(Pages as source code)
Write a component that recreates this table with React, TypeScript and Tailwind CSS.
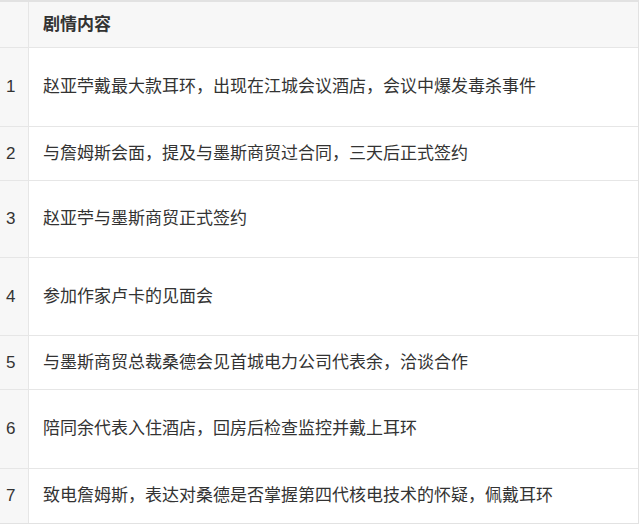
import React from "react";

const rows: { n: string; text: string; h: string }[] = [
  { n: "1", text: "赵亚苧戴最大款耳环，出现在江城会议酒店，会议中爆发毒杀事件", h: "h-[79px]" },
  { n: "2", text: "与詹姆斯会面，提及与墨斯商贸过合同，三天后正式签约", h: "h-[54px]" },
  { n: "3", text: "赵亚苧与墨斯商贸正式签约", h: "h-[77px]" },
  { n: "4", text: "参加作家卢卡的见面会", h: "h-[78px]" },
  { n: "5", text: "与墨斯商贸总裁桑德会见首城电力公司代表余，洽谈合作", h: "h-[54px]" },
  { n: "6", text: "陪同余代表入住酒店，回房后检查监控并戴上耳环", h: "h-[79px]" },
  { n: "7", text: "致电詹姆斯，表达对桑德是否掌握第四代核电技术的怀疑，佩戴耳环", h: "h-[54px]" },
];

export default function App() {
  return (
    <div
      className="w-[640px] h-[525px] bg-white overflow-hidden text-[#333333]"
      style={{ fontFamily: '"Liberation Sans", "Noto Sans CJK SC", sans-serif' }}
    >
      <div className="w-[639px] border-t-2 border-r border-b border-[#e2e2e2]">
        <div className="flex h-[46px] border-b border-[#e6e6e6] bg-[#f7f7f7]">
          <div className="w-[29px] shrink-0 border-r border-[#e6e6e6]" />
          <div className="flex-1 flex items-center pl-[14px] text-[17px] font-semibold">剧情内容</div>
        </div>
        {rows.map((r) => (
          <div key={r.n} className={`flex ${r.h} border-b border-[#e6e6e6] last:border-b-0`}>
            <div className="w-[29px] shrink-0 border-r border-[#e6e6e6] bg-[#f7f7f7] flex items-center pl-[6px] text-[17px]">
              {r.n}
            </div>
            <div className="flex-1 flex items-center pl-[14px] text-[17px] whitespace-nowrap">{r.text}</div>
          </div>
        ))}
      </div>
    </div>
  );
}
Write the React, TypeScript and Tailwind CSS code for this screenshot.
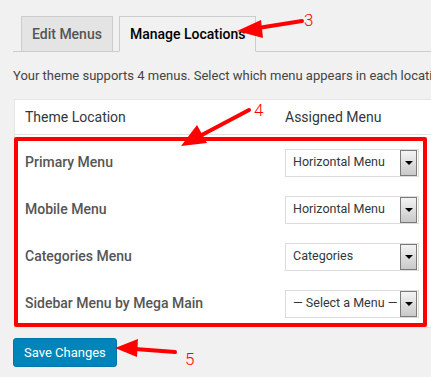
const rows = [
  { name: "Primary Menu", value: "Horizontal Menu" },
  { name: "Mobile Menu", value: "Horizontal Menu" },
  { name: "Categories Menu", value: "Categories" },
  { name: "Sidebar Menu by Mega Main", value: "— Select a Menu —" },
];

function FakeSelect({ value }: { value: string }) {
  return (
    <div className="flex h-[28px] w-[134px] items-center border border-[#dcdcdc] bg-white pl-[7px] pr-[1px]">
      <span className="flex-1 whitespace-nowrap text-[12.5px] text-[#32373c]">{value}</span>
      <span className="flex h-[26px] w-[17px] items-center justify-center border border-[#7a7a7a] bg-gradient-to-b from-[#f4f4f4] to-[#c9c9c9]">
        <span className="h-0 w-0 border-x-[4px] border-t-[4px] border-x-transparent border-t-black" />
      </span>
    </div>
  );
}

export default function App() {
  return (
    <div className="relative h-[377px] w-[431px] overflow-hidden bg-[#f1f1f1] font-['Roboto',sans-serif] text-[#444]">
      {/* tabs */}
      <div className="ml-[13px] flex items-end gap-[6px] border-b border-[#ccc] pl-[8px] pt-[16px]">
        <div className="-mb-px flex h-[36px] items-center border border-[#ccc] bg-[#e4e4e4] px-[10px] text-[14px] font-medium text-[#555]">
          Edit Menus
        </div>
        <div className="-mb-px flex h-[36px] items-center border border-[#ccc] border-b-[#f1f1f1] bg-[#f1f1f1] px-[10px] text-[14px] font-medium text-black">
          Manage Locations
        </div>
      </div>

      <p className="ml-[13px] mt-[14px] whitespace-nowrap text-[13px] leading-[20px] text-[#444]">
        Your theme supports 4 menus. Select which menu appears in each location.
      </p>

      {/* locations table */}
      <div className="relative ml-[14px] mt-[13px] w-[430px] border border-[#e5e5e5] bg-white">
        <div className="flex h-[35px] items-center border-b border-[#e1e1e1] pl-[10px] text-[14px] text-[#32373c]">
          <span className="w-[260px]">Theme Location</span>
          <span>Assigned Menu</span>
        </div>
        <div className="pt-[4px]">
          {rows.map((r) => (
            <div key={r.name} className="flex h-[47px] items-center pl-[10px]">
              <span className="w-[260px] text-[14px] font-medium text-[#555]">{r.name}</span>
              <FakeSelect value={r.value} />
            </div>
          ))}
        </div>
        {/* red highlight box */}
        <div className="absolute left-[-1px] top-[37px] h-[190px] w-[413px] rounded-[2px] border-[4px] border-[#ff0000]" />
      </div>

      <button className="ml-[13px] mt-[10px] h-[29px] rounded-[3px] border border-[#0073aa] bg-[#0085ba] px-[10px] text-[13px] text-white">
        Save Changes
      </button>

      {/* annotations */}
      <svg className="pointer-events-none absolute left-0 top-0" width="431" height="377">
        <g stroke="#f00" strokeWidth="4" strokeLinecap="round" fill="#f00">
          <line x1="302" y1="21" x2="258" y2="28" />
          <line x1="249" y1="110" x2="198" y2="137" />
          <line x1="175" y1="352" x2="135" y2="349" />
        </g>
        <g fill="#f00">
          <polygon points="237,31 261,20 263,38" />
          <polygon points="181,146 207,143 197,125" />
          <polygon points="115,348 138,339 137,357" />
        </g>
      </svg>
      <span className="absolute left-[304px] top-[10px] text-[17px] font-light leading-[20px] text-[#f00]">3</span>
      <span className="absolute left-[254px] top-[100px] text-[17px] font-light leading-[20px] text-[#f00]">4</span>
      <span className="absolute left-[185px] top-[349px] text-[17px] font-light leading-[20px] text-[#f00]">5</span>
    </div>
  );
}
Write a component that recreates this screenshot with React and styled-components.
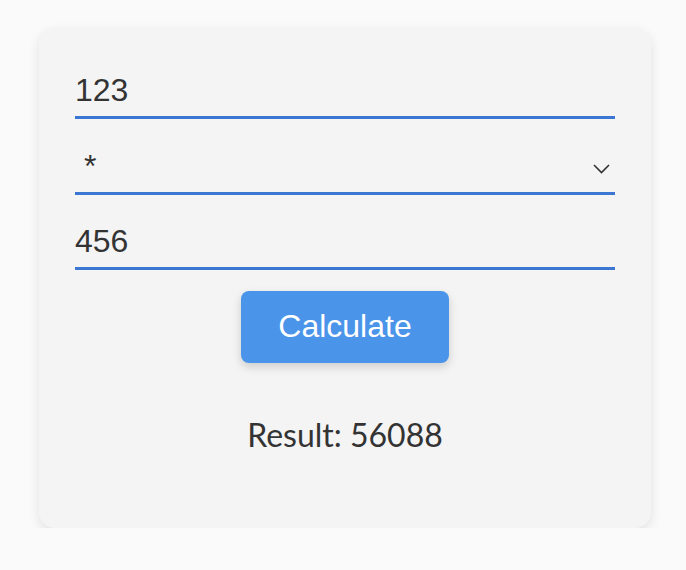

INSTRUCTION: Reproduce the material in its entirety and word for word, without the pictures.

EXERCISE SOLUTION:
Write a component that recreates this table with React, TypeScript and Tailwind CSS.
import React from "react";

const rows: { n: string; text: string; h: string }[] = [
  { n: "1", text: "赵亚苧戴最大款耳环，出现在江城会议酒店，会议中爆发毒杀事件", h: "h-[79px]" },
  { n: "2", text: "与詹姆斯会面，提及与墨斯商贸过合同，三天后正式签约", h: "h-[54px]" },
  { n: "3", text: "赵亚苧与墨斯商贸正式签约", h: "h-[77px]" },
  { n: "4", text: "参加作家卢卡的见面会", h: "h-[78px]" },
  { n: "5", text: "与墨斯商贸总裁桑德会见首城电力公司代表余，洽谈合作", h: "h-[54px]" },
  { n: "6", text: "陪同余代表入住酒店，回房后检查监控并戴上耳环", h: "h-[79px]" },
  { n: "7", text: "致电詹姆斯，表达对桑德是否掌握第四代核电技术的怀疑，佩戴耳环", h: "h-[54px]" },
];

export default function App() {
  return (
    <div
      className="w-[640px] h-[525px] bg-white overflow-hidden text-[#333333]"
      style={{ fontFamily: '"Liberation Sans", "Noto Sans CJK SC", sans-serif' }}
    >
      <div className="w-[639px] border-t-2 border-r border-b border-[#e2e2e2]">
        <div className="flex h-[46px] border-b border-[#e6e6e6] bg-[#f7f7f7]">
          <div className="w-[29px] shrink-0 border-r border-[#e6e6e6]" />
          <div className="flex-1 flex items-center pl-[14px] text-[17px] font-semibold">剧情内容</div>
        </div>
        {rows.map((r) => (
          <div key={r.n} className={`flex ${r.h} border-b border-[#e6e6e6] last:border-b-0`}>
            <div className="w-[29px] shrink-0 border-r border-[#e6e6e6] bg-[#f7f7f7] flex items-center pl-[6px] text-[17px]">
              {r.n}
            </div>
            <div className="flex-1 flex items-center pl-[14px] text-[17px] whitespace-nowrap">{r.text}</div>
          </div>
        ))}
      </div>
    </div>
  );
}
Write the React, TypeScript and Tailwind CSS code for this screenshot.
const rows = [
  { name: "Primary Menu", value: "Horizontal Menu" },
  { name: "Mobile Menu", value: "Horizontal Menu" },
  { name: "Categories Menu", value: "Categories" },
  { name: "Sidebar Menu by Mega Main", value: "— Select a Menu —" },
];

function FakeSelect({ value }: { value: string }) {
  return (
    <div className="flex h-[28px] w-[134px] items-center border border-[#dcdcdc] bg-white pl-[7px] pr-[1px]">
      <span className="flex-1 whitespace-nowrap text-[12.5px] text-[#32373c]">{value}</span>
      <span className="flex h-[26px] w-[17px] items-center justify-center border border-[#7a7a7a] bg-gradient-to-b from-[#f4f4f4] to-[#c9c9c9]">
        <span className="h-0 w-0 border-x-[4px] border-t-[4px] border-x-transparent border-t-black" />
      </span>
    </div>
  );
}

export default function App() {
  return (
    <div className="relative h-[377px] w-[431px] overflow-hidden bg-[#f1f1f1] font-['Roboto',sans-serif] text-[#444]">
      {/* tabs */}
      <div className="ml-[13px] flex items-end gap-[6px] border-b border-[#ccc] pl-[8px] pt-[16px]">
        <div className="-mb-px flex h-[36px] items-center border border-[#ccc] bg-[#e4e4e4] px-[10px] text-[14px] font-medium text-[#555]">
          Edit Menus
        </div>
        <div className="-mb-px flex h-[36px] items-center border border-[#ccc] border-b-[#f1f1f1] bg-[#f1f1f1] px-[10px] text-[14px] font-medium text-black">
          Manage Locations
        </div>
      </div>

      <p className="ml-[13px] mt-[14px] whitespace-nowrap text-[13px] leading-[20px] text-[#444]">
        Your theme supports 4 menus. Select which menu appears in each location.
      </p>

      {/* locations table */}
      <div className="relative ml-[14px] mt-[13px] w-[430px] border border-[#e5e5e5] bg-white">
        <div className="flex h-[35px] items-center border-b border-[#e1e1e1] pl-[10px] text-[14px] text-[#32373c]">
          <span className="w-[260px]">Theme Location</span>
          <span>Assigned Menu</span>
        </div>
        <div className="pt-[4px]">
          {rows.map((r) => (
            <div key={r.name} className="flex h-[47px] items-center pl-[10px]">
              <span className="w-[260px] text-[14px] font-medium text-[#555]">{r.name}</span>
              <FakeSelect value={r.value} />
            </div>
          ))}
        </div>
        {/* red highlight box */}
        <div className="absolute left-[-1px] top-[37px] h-[190px] w-[413px] rounded-[2px] border-[4px] border-[#ff0000]" />
      </div>

      <button className="ml-[13px] mt-[10px] h-[29px] rounded-[3px] border border-[#0073aa] bg-[#0085ba] px-[10px] text-[13px] text-white">
        Save Changes
      </button>

      {/* annotations */}
      <svg className="pointer-events-none absolute left-0 top-0" width="431" height="377">
        <g stroke="#f00" strokeWidth="4" strokeLinecap="round" fill="#f00">
          <line x1="302" y1="21" x2="258" y2="28" />
          <line x1="249" y1="110" x2="198" y2="137" />
          <line x1="175" y1="352" x2="135" y2="349" />
        </g>
        <g fill="#f00">
          <polygon points="237,31 261,20 263,38" />
          <polygon points="181,146 207,143 197,125" />
          <polygon points="115,348 138,339 137,357" />
        </g>
      </svg>
      <span className="absolute left-[304px] top-[10px] text-[17px] font-light leading-[20px] text-[#f00]">3</span>
      <span className="absolute left-[254px] top-[100px] text-[17px] font-light leading-[20px] text-[#f00]">4</span>
      <span className="absolute left-[185px] top-[349px] text-[17px] font-light leading-[20px] text-[#f00]">5</span>
    </div>
  );
}
Write a component that recreates this screenshot with React and styled-components.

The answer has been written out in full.